The child nutrition bill would require more fruits, vegetables and whole grains, and less fat and salt in school lunches and breakfasts, Mrs. Obama wrote in an essay in Monday’s edition of The Washington Post.
For lunch ladies seeking new skills, “boot camps” are booming from California to New York.
“Demand is so high we can barely keep up with it,” said Kate Adamick, a school-food consultant from New York City who started “Cook For America” lunch lady boot camps four years ago. Her business is so swamped with requests that she’s having a hard time even training new trainers to perform school-food cooking seminars.
More culinary schools are looking beyond hotels and fine restaurants to send their students, and professors, to K-12 cafeterias as well.

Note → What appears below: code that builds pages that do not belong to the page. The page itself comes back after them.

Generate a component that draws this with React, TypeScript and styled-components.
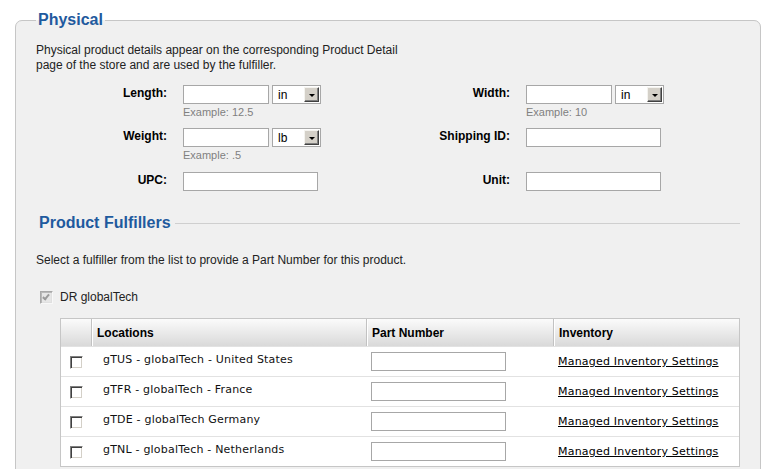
import React from 'react';
import styled, { createGlobalStyle } from 'styled-components';

const Global = createGlobalStyle`
  *, *::before, *::after { box-sizing: border-box; }
  html, body { margin: 0; padding: 0; background: #fff; }
  body {
    font-family: "Liberation Sans", Arial, sans-serif;
    font-size: 12px;
    color: #222;
  }
`;

const Page = styled.div`
  padding: 10px 14px 0 15px;
`;

const Panel = styled.fieldset`
  margin: 0;
  padding: 13px 20px 24px 20px;
  border: 1px solid #c6c6c6;
  border-radius: 7px;
  background: #f0f0f0;
  min-width: 0;
`;

const Legend = styled.legend`
  padding: 0 2px;
  font-size: 16px;
  font-weight: bold;
  line-height: 20px;
  color: #1f5a9e;
`;

const Description = styled.p`
  margin: 0;
  max-width: 385px;
  line-height: 15px;
  color: #222;
`;

const FieldGrid = styled.div`
  display: grid;
  grid-template-columns: 131px 201px 110px 1fr;
  grid-template-rows: 43px 44px auto;
  column-gap: 16px;
  margin-top: 12px;
`;

const Label = styled.label`
  justify-self: end;
  font-weight: bold;
  color: #000;
  line-height: 16px;
  white-space: nowrap;
`;

const Field = styled.div`
  display: flex;
  flex-direction: column;
  align-items: flex-start;
`;

const FieldLine = styled.div`
  display: flex;
  gap: 3px;
`;

const TextInput = styled.input.attrs({ type: 'text' })<{ $w: number }>`
  width: ${p => p.$w}px;
  height: 19px;
  margin: 0;
  padding: 1px 3px;
  border: 1px solid #a7a7a7;
  background: #fff;
  font: 12px "Liberation Sans", Arial, sans-serif;
  outline: none;
`;

const Hint = styled.div`
  margin-top: 2px;
  font-size: 11px;
  line-height: 13px;
  color: #808080;
`;

const SelectBox = styled.div`
  display: flex;
  align-items: center;
  width: 49px;
  height: 19px;
  padding: 1px;
  border: 1px solid #a7a7a7;
  background: #fff;
`;

const NativeSelect = styled.select`
  flex: 1;
  min-width: 0;
  height: 100%;
  margin: 0;
  padding: 0 0 0 4px;
  border: none;
  background: transparent;
  appearance: none;
  font: 12px "Liberation Sans", Arial, sans-serif;
  color: #000;
  outline: none;
`;

const ArrowButton = styled.span`
  display: flex;
  align-items: center;
  justify-content: center;
  width: 15px;
  height: 15px;
  background: #d4d0c8;
  border: 1px solid;
  border-color: #f4f3ef #404040 #404040 #f4f3ef;
  box-shadow: inset -1px -1px #808080;
  &::after {
    content: '';
    width: 0;
    height: 0;
    margin-top: 1px;
    border-left: 3px solid transparent;
    border-right: 3px solid transparent;
    border-top: 3px solid #000;
  }
`;

const SectionHeading = styled.div`
  display: flex;
  align-items: center;
  gap: 4px;
  margin: 22px 0 0 3px;
  font-size: 16px;
  font-weight: bold;
  line-height: 20px;
  color: #1f5a9e;
  &::after {
    content: '';
    flex: 1;
    border-top: 1px solid #cfcfcf;
  }
`;

const Intro = styled.p`
  margin: 20px 0 0 0;
  line-height: 15px;
  color: #222;
`;

const FulfillerRow = styled.label`
  display: flex;
  align-items: center;
  gap: 7px;
  margin: 22px 0 0 4px;
  line-height: 15px;
  color: #222;
`;

const Check = styled.input.attrs({ type: 'checkbox' })`
  appearance: none;
  position: relative;
  flex: none;
  margin: 0;
  width: 13px;
  height: 13px;
  background: #fff;
  border: 1px solid;
  border-color: #808080 #ffffff #ffffff #808080;
  box-shadow: inset 1px 1px #404040, inset -1px -1px #d4d0c8;
  &:disabled {
    background: #e6e6e6;
    border-color: #a8a8a8 #f8f8f8 #f8f8f8 #a8a8a8;
    box-shadow: inset 1px 1px #b8b8b8, inset -1px -1px #e0e0e0;
  }
  &:checked::after {
    content: '';
    position: absolute;
    left: 3px;
    top: 1px;
    width: 4px;
    height: 7px;
    border: solid #000;
    border-width: 0 2px 2px 0;
    transform: rotate(40deg);
  }
  &:disabled:checked::after {
    border-color: #9a9a9a;
  }
`;

const Table = styled.table`
  margin: 13px 0 0 24px;
  width: 680px;
  border: 1px solid #c6c6c6;
  border-spacing: 0;
  border-collapse: separate;
  table-layout: fixed;
  background: #fff;
`;

const Col = styled.col<{ $w: number }>`
  width: ${p => p.$w}px;
`;

const HeadCell = styled.th<{ $first?: boolean }>`
  height: 27px;
  padding: 0 0 0 5px;
  text-align: left;
  vertical-align: middle;
  font-size: 12px;
  font-weight: bold;
  color: #000;
  background: linear-gradient(#fbfbfb, #d9d9d9);
  border-left: ${p => (p.$first ? 'none' : '1px solid #c2c2c2')};
  box-shadow: ${p => (p.$first ? 'none' : 'inset 1px 0 #ffffff')};
`;

const Cell = styled.td<{ $pad?: number; $top?: boolean; $center?: boolean }>`
  height: 30px;
  padding: ${p => (p.$top ? '6px' : '0')} 0 0 ${p => p.$pad ?? 5}px;
  border-top: 1px solid #e2e2e2;
  vertical-align: ${p => (p.$top ? 'top' : 'middle')};
  text-align: ${p => (p.$center ? 'center' : 'left')};
  font-family: "DejaVu Sans", Verdana, sans-serif;
  font-size: 11px;
  letter-spacing: 0.2px;
  line-height: 13px;
  color: #111;
  white-space: nowrap;
`;

const CheckCenter = styled.div`
  display: flex;
  justify-content: center;
  padding-top: 2px;
`;

const InvLink = styled.a`
  color: #000;
  text-decoration: underline;
  cursor: pointer;
`;

const locations = [
  'gTUS - globalTech - United States',
  'gTFR - globalTech - France',
  'gTDE - globalTech Germany',
  'gTNL - globalTech - Netherlands',
];

function UnitSelect({ options }: { options: string[] }) {
  return (
    <SelectBox>
      <NativeSelect defaultValue={options[0]}>
        {options.map(o => (
          <option key={o}>{o}</option>
        ))}
      </NativeSelect>
      <ArrowButton />
    </SelectBox>
  );
}

export default function App() {
  return (
    <>
      <Global />
      <Page>
        <Panel>
          <Legend>Physical</Legend>
          <Description>
            Physical product details appear on the corresponding Product Detail page of the store and are used by the
            fulfiller.
          </Description>

          <FieldGrid>
            <Label>Length:</Label>
            <Field>
              <FieldLine>
                <TextInput $w={86} />
                <UnitSelect options={['in', 'cm']} />
              </FieldLine>
              <Hint>Example: 12.5</Hint>
            </Field>
            <Label>Width:</Label>
            <Field>
              <FieldLine>
                <TextInput $w={86} />
                <UnitSelect options={['in', 'cm']} />
              </FieldLine>
              <Hint>Example: 10</Hint>
            </Field>

            <Label>Weight:</Label>
            <Field>
              <FieldLine>
                <TextInput $w={86} />
                <UnitSelect options={['lb', 'kg']} />
              </FieldLine>
              <Hint>Example: .5</Hint>
            </Field>
            <Label>Shipping ID:</Label>
            <Field>
              <TextInput $w={135} />
            </Field>

            <Label>UPC:</Label>
            <Field>
              <TextInput $w={135} />
            </Field>
            <Label>Unit:</Label>
            <Field>
              <TextInput $w={135} />
            </Field>
          </FieldGrid>

          <SectionHeading>Product Fulfillers</SectionHeading>
          <Intro>Select a fulfiller from the list to provide a Part Number for this product.</Intro>

          <FulfillerRow>
            <Check defaultChecked disabled />
            DR globalTech
          </FulfillerRow>

          <Table>
            <colgroup>
              <Col $w={30} />
              <Col $w={275} />
              <Col $w={187} />
              <Col $w={186} />
            </colgroup>
            <thead>
              <tr>
                <HeadCell $first />
                <HeadCell>Locations</HeadCell>
                <HeadCell>Part Number</HeadCell>
                <HeadCell>Inventory</HeadCell>
              </tr>
            </thead>
            <tbody>
              {locations.map(loc => (
                <tr key={loc}>
                  <Cell $pad={0} $center>
                    <CheckCenter>
                      <Check />
                    </CheckCenter>
                  </Cell>
                  <Cell $pad={12} $top>
                    {loc}
                  </Cell>
                  <Cell $pad={5}>
                    <TextInput $w={135} />
                  </Cell>
                  <Cell $pad={5}>
                    <InvLink>Managed Inventory Settings</InvLink>
                  </Cell>
                </tr>
              ))}
            </tbody>
          </Table>
        </Panel>
      </Page>
    </>
  );
}
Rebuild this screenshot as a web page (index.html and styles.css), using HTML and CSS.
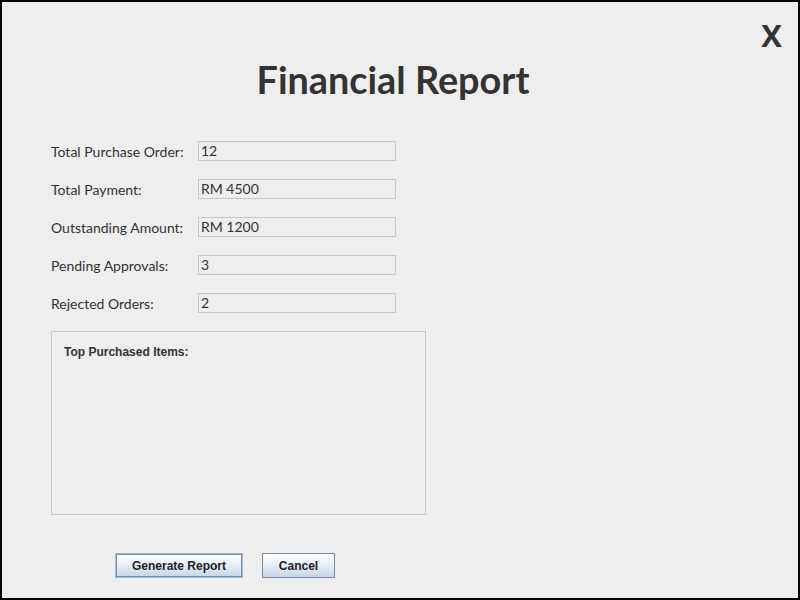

“You have some great cooks in school cafeterias, but just like a chef at any restaurant, you get in a rut of doing the same thing every day because it’s convenient and it works. You think, ‘We’ll just make chicken nuggets again because it’s easy and they’ll eat it,’” said Michael McGreal, head of the culinary arts program at Joliet Junior College in Joliet, Ill.
Mr. McGreal works as a mentor to the food-service department at Chicago public schools, sharing menu tips and ideas for getting more fresh food on school trays. Lunch ladies, he said, are eager to cook healthier once they learn how to do it.
“It’s not any kind of crazy skill needed. They can turn around and do it tomorrow if we teach them,” he said.
Time is a big concern for lunch ladies charged with feeding balanced meals to hundreds of picky kids in as little as 20 minutes. The frenzied pace is blamed for the lunch-line horrors everyone remembers. Soggy vegetables. Canned-fruit medleys. Rubbery pizza languishing under a hot lamp.